When you’re talking about open-loop systems, they’re different from closed systems. In this instance, the heat exchange fluid is a well or other surface body of water, and it passes right through the heat pump system. After this process is finished, the water flows back to the earth. If there is a clean water supply and all local groundwater discharge requirements are followed, then this option is appropriate.

How cost-effective is it to install a geothermal heat pump?

While geothermal heat pump installation is a bit pricey as compared to air source devices, it is a lifelong investment that always proves to be fruitful. While being on the topic, air source devices also consume a lot of energy, which leads to higher bills, while the geothermal heat pump is energy-efficient. 
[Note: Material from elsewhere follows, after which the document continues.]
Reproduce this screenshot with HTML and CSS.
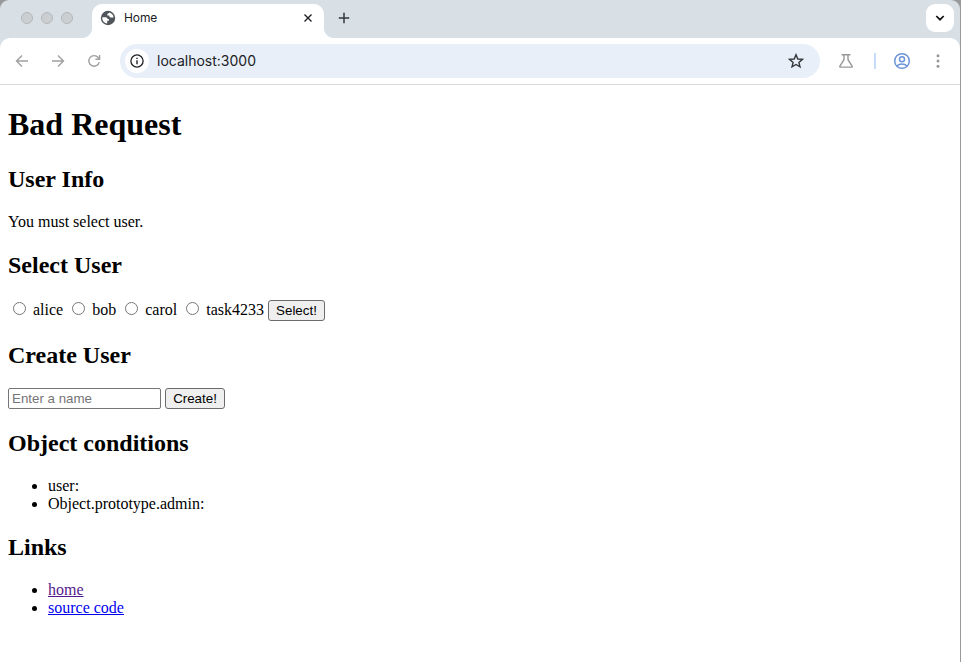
FILE: index.html
```html
<!DOCTYPE html>
<html lang="en">
<head>
<meta charset="utf-8">
<title>Home</title>
<link rel="stylesheet" href="styles.css">
</head>
<body>
<div class="window">
  <header class="tabstrip">
    <div class="lights"><i></i><i></i><i></i></div>
    <div class="tab">
      <svg class="globe" width="16" height="16" viewBox="0 0 16 16"><circle cx="8" cy="8" r="7.200" fill="#50555b"/><path d="M2.300 7.200h3.200c1.500 0 2 .8 2 1.800h1.400v1.700H7.200v2.700C4 13.200 2 10.400 2.300 7.200zM9.300 2.400c-.2 1-2 .8-2 2v1.100h1.900c0 1.600.9 2 2.100 2h2.300c-.2-2.700-1.900-4.600-4.300-5.100z" fill="#fff"/></svg>
      <span class="tab-title">Home</span>
      <svg class="close" width="10" height="10" viewBox="0 0 10 10"><path d="M1.500 1.500l7 7M8.500 1.500l-7 7" stroke="#202124" stroke-width="1.400"/></svg>
    </div>
    <svg class="plus" width="12" height="12" viewBox="0 0 12 12"><path d="M6 .8v10.400M.8 6h10.400" stroke="#35383b" stroke-width="1.500"/></svg>
    <div class="tab-search"><svg width="10" height="8" viewBox="0 0 10 8"><path d="M1.300 2L5 5.700 8.700 2" fill="none" stroke="#111" stroke-width="1.700"/></svg></div>
  </header>
  <nav class="toolbar">
    <svg class="nav-icon" width="14" height="14" viewBox="0 0 14 14"><path d="M13 7H1.800M7 1.500L1.500 7 7 12.500"/></svg>
    <svg class="nav-icon forward" width="14" height="14" viewBox="0 0 14 14"><path d="M1 7h11.200M7 1.500L12.500 7 7 12.500"/></svg>
    <svg class="nav-icon reload" width="14" height="14" viewBox="0 0 14 14"><path d="M12.300 8.200A5.300 5.300 0 1 1 11.200 3.500l1.300 1.600M12.600 1v4.200H8.400"/></svg>
    <div class="omnibox">
      <span class="site-info"><svg width="14" height="14" viewBox="0 0 14 14"><circle cx="7" cy="7" r="6.100" fill="none" stroke="#202124" stroke-width="1.300"/><path d="M7 6.200v4M7 3.700v1.400" stroke="#202124" stroke-width="1.400"/></svg></span>
      <span class="url">localhost:3000</span>
      <svg width="16" height="16" viewBox="0 0 16 16"><path d="M8 1.700l1.800 4.300 4.600.4-3.500 3 1.100 4.500L8 11.500l-4 2.400 1.100-4.500-3.500-3L6.200 6z" fill="none" stroke="#35383b" stroke-width="1.400"/></svg>
    </div>
    <svg class="flask" width="16" height="16" viewBox="0 0 16 16"><path d="M3.500 1.700h9M6 1.700v5L1.900 13.100q-.5 1 .6 1h11q1.100 0 .6-1L10 6.700v-5" fill="none" stroke="#999" stroke-width="1.400"/></svg>
    <i class="divider"></i>
    <svg class="profile" width="18" height="18" viewBox="0 0 18 18"><g fill="none" stroke="#6c94d9" stroke-width="1.500"><circle cx="9" cy="9" r="7.300"/><circle cx="9" cy="7.200" r="2.500"/><path d="M3.900 14.100c2.700-2.800 7.500-2.800 10.200 0"/></g></svg>
    <svg class="more" width="4" height="16" viewBox="0 0 4 16" fill="#999"><circle cx="2" cy="2.800" r="1.500"/><circle cx="2" cy="8" r="1.500"/><circle cx="2" cy="13.200" r="1.500"/></svg>
  </nav>
  <main>
    <h1>Bad Request</h1>
    <h2>User Info</h2>
    <p>You must select user.</p>
    <h2>Select User</h2>
    <form class="select-form">
      <input type="radio" name="user" id="u1"> <label for="u1">alice</label>
      <input type="radio" name="user" id="u2"> <label for="u2">bob</label>
      <input type="radio" name="user" id="u3"> <label for="u3">carol</label>
      <input type="radio" name="user" id="u4"> <label for="u4">task4233</label>
      <button class="select-button" type="button">Select!</button>
    </form>
    <h2>Create User</h2>
    <form class="create-form">
      <input class="name" type="text" placeholder="Enter a name">
      <button class="create-button" type="button">Create!</button>
    </form>
    <h2>Object conditions</h2>
    <ul><li>user:</li><li>Object.prototype.admin:</li></ul>
    <h2>Links</h2>
    <ul><li><a class="visited" href="#">home</a></li><li><a href="#">source code</a></li></ul>
  </main>
</div>
</body>
</html>
```
FILE: styles.css
```css
* { box-sizing: border-box; }
body {
  margin: 0;
  background: #999;
  overflow: hidden;
}
.window {
  width: 960px;
  height: 662px;
  background: #d8dfe5;
  border-radius: 9px 9px 0 0;
  overflow: hidden;
  display: flex;
  flex-direction: column;
}
svg { display: block; flex: none; }
.tabstrip {
  height: 38px;
  flex: none;
  display: flex;
  align-items: flex-start;
  font-family: Inter, sans-serif;
}
.lights {
  display: flex;
  gap: 8px;
  width: 92px;
  padding: 12px 0 0 21px;
}
.lights i {
  width: 12px;
  height: 12px;
  border-radius: 50%;
  background: #cccfd1;
  border: 1px solid #b5b8ba;
}
.tab {
  position: relative;
  width: 232px;
  height: 34px;
  margin-top: 4px;
  padding: 0 11px 6px 8px;
  background: #fff;
  border-radius: 10px 10px 0 0;
  display: flex;
  align-items: center;
}
.tab::before, .tab::after {
  content: "";
  position: absolute;
  bottom: 0;
  width: 10px;
  height: 10px;
}
.tab::before {
  left: -10px;
  background: radial-gradient(circle at 0 0, transparent 9.500px, #fff 10.500px);
}
.tab::after {
  right: -10px;
  background: radial-gradient(circle at 100% 0, transparent 9.500px, #fff 10.500px);
}
.tab-title {
  margin-left: 8px;
  flex: 1;
  font-size: 12px;
  line-height: 16px;
  letter-spacing: -0.1px;
  color: #202124;
}
.plus { margin: 12px 0 0 14px; }
.tab-search {
  width: 28px;
  height: 28px;
  margin: 4px 6px 0 auto;
  border-radius: 9px;
  background: #fff;
  display: flex;
  align-items: center;
  justify-content: center;
}
.toolbar {
  height: 47px;
  flex: none;
  background: #fff;
  border-bottom: 1px solid #d9d9d9;
  border-radius: 10px 10px 0 0;
  padding-left: 15px;
  display: flex;
  align-items: center;
}
.nav-icon { fill: none; stroke: #a0a0a0; stroke-width: 1.400; }
.forward { margin-left: 22px; }
.reload { margin-left: 22px; }
.omnibox {
  width: 700px;
  height: 34px;
  margin-left: 19px;
  padding: 0 16px 0 5px;
  border-radius: 17px;
  background: #e8eff9;
  display: flex;
  align-items: center;
}
.site-info {
  width: 24px;
  height: 24px;
  border-radius: 50%;
  background: #fff;
  display: flex;
  align-items: center;
  justify-content: center;
}
.url {
  margin-left: 8px;
  flex: 1;
  font: 14px/18px Inter, sans-serif;
  color: #202124;
}
.flask { margin-left: 18px; }
.divider {
  width: 2px;
  height: 16px;
  margin-left: 20px;
  background: #c7dcf8;
}
.profile { margin-left: 17px; }
.more { margin-left: 25px; }
main {
  flex: 1;
  background: #fff;
  padding: 0 8px;
  font: 16px/18px "Liberation Serif", serif;
  color: #000;
}
h1 { font-size: 32px; line-height: 37px; margin: 21px 0 22px; }
h2 { font-size: 24px; line-height: 28px; margin: 20px 0; }
p { margin: 0; }
ul { margin: 0; padding-left: 40px; }
form { margin: 0; }
.select-form { height: 22px; }
.create-form { height: 21px; margin-top: -1px; }
input, button { font: 13.333px/15px "Liberation Sans", sans-serif; }
button {
  height: 21px;
  padding: 1px 6px;
  border: 1px solid #6b6b6b;
  border-radius: 3px;
  background: #efefef;
  color: #000;
}
.select-button { width: 57px; }
.create-button { width: 60px; }
.name {
  width: 153px;
  height: 21px;
  padding: 1px 3px;
  border: 1px solid #767676;
  border-radius: 2px;
}
a { color: #0000ee; }
a.visited { color: #551a8b; }
```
As said before, geothermal heat pumps are a lifelong investment; the average lifespan of the pump itself is 20+ years. So, when you install it, be relaxed because it is going to stay with you for a very long time. The installation cost ranges from $12,000 to $13,000. The final price of installation of the whole system depends upon various factors, such as type of pump, size of house, infrastructure, and many more. It can go as high as $21,500.

What are some benefits of a geothermal pump installation?

 

When you go into the market to buy heat pumps, you always start thinking about whether it is a good investment or what benefits you gain after installing this particular pump. To make it easy for you, we have pointed out some key benefits that come with a geothermal heat pump installation. 

Adaptability:

The key feature that makes a geothermal heat pump the star of the house is its ability to adapt according to the climate. Pipes are buried way too deep in the earth, which makes them unaffected by changing climates. In return, these pumps make the house cooler in summer and warmer in winter.

Energy-Efficient:

As mentioned before, geothermal heat pumps are very energy-efficient. They save up to 60% energy on heating and up to 50% on cooling. These energy savings are huge in comparison to all the electricity-consuming appliances in a house. Moreover, the efficiency return of a geothermal heat pump is somewhere between 300% to 500%. These pumps are the best choice for anyone who wants a heating and cooling system while being energy-efficient with the highest returns.

Are there any disadvantages to installing a geothermal pump?

Every device comes with its set of pros and cons. There are unlimited benefits that can compel anyone to install geothermal pumps but there are small disadvantages too. Let’s have a look at them.

Cost:

 

Geothermal heat pump installation cost is a huge minus because not everyone has enough budget to think about this type of installation. They are pretty expensive but with high energy returns, this disadvantage gets overlooked.

Installation Site:

These pumps are best suited to be installed in areas that are under construction as it involves deep digging. Constructed houses or buildings can’t take the risk of installing them because they will need large-scale excavation and many other costly procedures.

Conclusion:

As described above, a geothermal heat pump is the finest choice for anyone who needs a complete heating and cooling system. The only drawback of the high installation cost, it has a great shelf life and needs very little to no maintenance. It is one of the most energy-efficient and smart options for all homeowners who are looking to save some bucks on their bills. 

Thus, for all the people who are looking to make a one-time investment in heat pumps that repay their purchase cost with energy-saving then a geothermal heat pump should be their most premium choice.